Como ya se describe en una de las clásicas biografías de Bolívar, la de Gerhard Masur, los liberales rebeldes sudamericanos veían en Gran Bretaña a su “guardiana”. Y esa “guardiana” no solo les daba armas, sino atenciones: Bolívar viajó a Londres en 1810, en un buque de la Royal Navy y en esa misión conoció a Miranda, quien vivía en dicha ciudad con una pensión del gobierno británico.
Es cierto que las ideas liberales estaban penetrando en algunos personajes de avanzada como Miranda o San Martín, pero la verdad sea dicha: no se trataba de una creencia generalizada. Hubo mucho de fuerza centrífuga caudillista, de juntas anti francesas leales a la corona, que, en reacción al caos que se contagiaba desde la metrópoli, quedaron optando por la independencia. Dicho proceso fue largo, con avances y retrocesos militares y políticos, dependiendo de la región. Por ejemplo: una de las batallas finales, Ayacucho en Perú, tuvo lugar en 1824, 14 años después del Grito de Dolores, en México.
Con casi toda la península en guerra, con las colonias en desorden independentista, bajo el liderazgo de los liberales españoles, se proclama en Cádiz la Constitución de 1812, creando un régimen de monarquía constitucional, que ponía en plano de igualdad a los españoles “de ambos hemisferios” (Art. 1), como una forma de frenar las independencias, intención positiva que se ha idealizado un poco, porque dicha Constitución también fue claramente racista, ya que no consideraba ciudadanos a los españoles “reputados por originarios de África” (Art. 22), aunque dejaba abierta vías para que lograran ese derecho, en muy contados casos. El esfuerzo de Cádiz fue loable, pero, para la mayoría de las colonias, llegaba demasiado tarde.
Los franceses son derrotados. En 1814 Fernando Vll regresa al poder, deroga la Constitución de Cádiz y reinstaura el absolutismo, no faltando levantamientos constitucionalistas que son sofocados a sangre y fuego. Hay persecuciones, condenas a muerte y exilio para los liberales españoles.

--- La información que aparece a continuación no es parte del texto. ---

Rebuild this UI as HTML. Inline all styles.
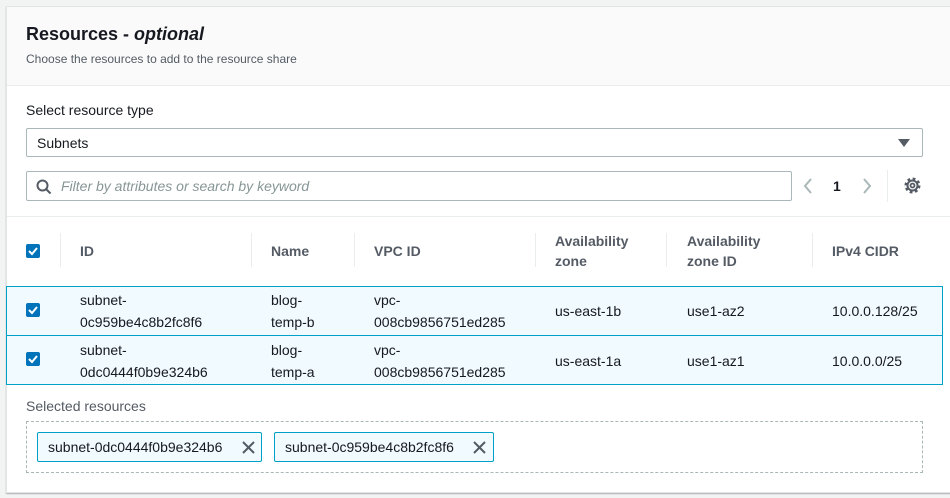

En 1820 ocurre un levantamiento militar en Andalucía, dirigido por el militar Rafael del Riego, que logra tener respaldo suficiente para obligar a Fernando VII a jurar la Constitución de Cádiz.
Se inicia un periodo de 3 años totalmente inestable de gobierno de Monarquía Constitucional. Los liberales mismos están divididos y en constantes enfrentamientos. Fernando VII conjura contra el régimen. Los poderes monárquicos de Europa, incluyendo al Zar de Rusia, coordinan con Fernando y finalmente el Rey de la restauración francesa, Luis XVIII, envía 100 mil soldados franceses en 1823 al mando de su sobrino el Duque de Angulema y nuevamente invaden España, esta vez para imponer al Rey borbón absoluto, con el apoyo de no pocos poderes fácticos de España y la traición de varios generales supuestamente constitucionalistas. Viene un nuevo periodo absolutista…
En fin, el gobierno de la península estaba tutelado desde el resto de Europa y era tan volátil como el de un país del actual tercer mundo. Debido a la grave crisis de la monarquía española, en la década y media transcurrida desde la caída de Godoy en Aranjuez hasta el final del Trienio Liberal, era dudosa la capacidad de España de gobernar incluso su territorio peninsular. En consecuencia, resultaba más que natural que los territorios coloniales buscaran su propio rumbo. Es por ello que en gran medida los virreyes quedaron defendiendo la lealtad al imperio, con poca ayuda desde España.
El caos de la España peninsular fue la causa profunda de las independencias de sus colonias americanas. Es incorrecto verlo de otro modo. Ya va siendo hora que esta realidad cruda y hasta lógica que la historiografía ya tiene documentada, vaya reemplazando el discurso patriotero y romántico latinoamericano. Ello no quita la valentía de los Libertadores y lo visionarios que muchos de ellos fueron, pero los baja del Olimpo y ubica su rol histórico dentro del verdadero contexto terrenal que les tocó vivir.